After decades of enforcement, the Council of Ministers (CoM) has endorsed a new draft bill to amend the Commercial Code of Ethiopia which proposes some sections of the Code to be governed under a separate legislation.
According to a statement issued by the Office of the Prime Minister, on Monday, the CoM, in addition to endorsing amendments to the commercial code, has also endorsed three other draft legislations. These include the power purchase agreement signed with CORBETTI, a draft bill to amend Mining Business Proclamation as well as a draft digital transformation strategy.
The Council passed the decisions in a virtual meeting.
“The adoption of a draft Commercial Code, half a century after the adoption of the existing Commercial Code, is a significant milestone in our endeavor to modernize and reform the country’s legal system,” PM Abiy Ahmed (PhD) said.
Abiy noted that the new Commercial Code is geared towards spurring innovation and enterprise, which are essential in our aspiration to build a prosperous society.
According to a detailed explanation obtained from the Office of the Attorney General, is now required to revise and update it in a way to compliment the modern systems of the global economy and technology, while addressing wide ranges of challenges in respect to the changes that have come over time. Despite its strong qualities, it lacks to fully address the dynamism of commercial transactions of the real and virtual world, the statement said.
The code consists of five books including Book -1 (Traders and Businesses), Book-2 (Business Organizations), Book-3 (Carriage and Insurance), Book-4 (Banking and Transitory Provisions) and Book-5 (Bankruptcy and Schemes of Arrangement).
Among the proposal, out of the five stated books, Book-3 and Book-4 are not related with trade business; hence, should be enacted separately in a Financial Code. Meanwhile, the remaining three books will be amended and provisions added.
During Monday’s session, the CoM held a debate on the provisions of the draft bill and later endorsed it, to be sent to the House of People’s Representatives (HPR).

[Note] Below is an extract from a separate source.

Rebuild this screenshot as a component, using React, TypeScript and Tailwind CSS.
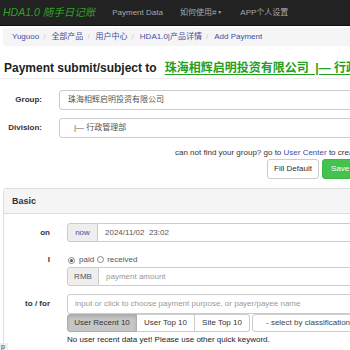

The Reporter has learnt that, the approved bill has been reviewed for more than 18 years with the participation of several professionals and legal experts.
Another significant draft bill indorsed by the CoM in the same session, is the draft bill signed between Ethiopian government and CORBETTI, for a power purchase agreement. This particular draft agreement is believed to be a milestone for the country, bringing in the private sector in to the foray, for the first time.
According to the statement released by the Office of the Prime Minister, this draft legislation will give the green light for Corbetti and Tulu Moye companies, to develop a 300MW Geothermal Power, in a Public Private Partnership agreement.
At the event, Prime Minister Abiy Ahmed (PhD) said the conclusion of the Power Purchase Agreement with CORBETTI was finalized, having wasted many years to come up with an effective legislation such as PPP, Geothermal and Energy Proclamations, to support foreign direct investment and private sector participation for investment and technology transfer in Ethiopia. The Geothermal sector and skills in Ethiopia are critical to tap green, clean and renewable energy source to increase energy capacity, security and reliability of Ethiopia, he said.
According to Abiy, geothermal power provides a constant output of power to support our industrialization and continued economic growth.
The Council has further held debates on a draft bill dubbed Ethiopia’s Digital Transformation Strategy, and is said to play an instrumental role in improving interconnectivity of kebele’s to woreda’s, develop digital knowledge, provide support to the tourism sector, and empower the technology sector as a whole.
The Office of the PM described this draft strategy as “a centerpiece of government’s effort to drive inclusive growth through innovations and digitalization.”
Moreover, the bill will support ongoing reform efforts on ease of doing business, by increasing the capacity of the public sector, to provide digital services while enabling faster growth of the digital economy in the country.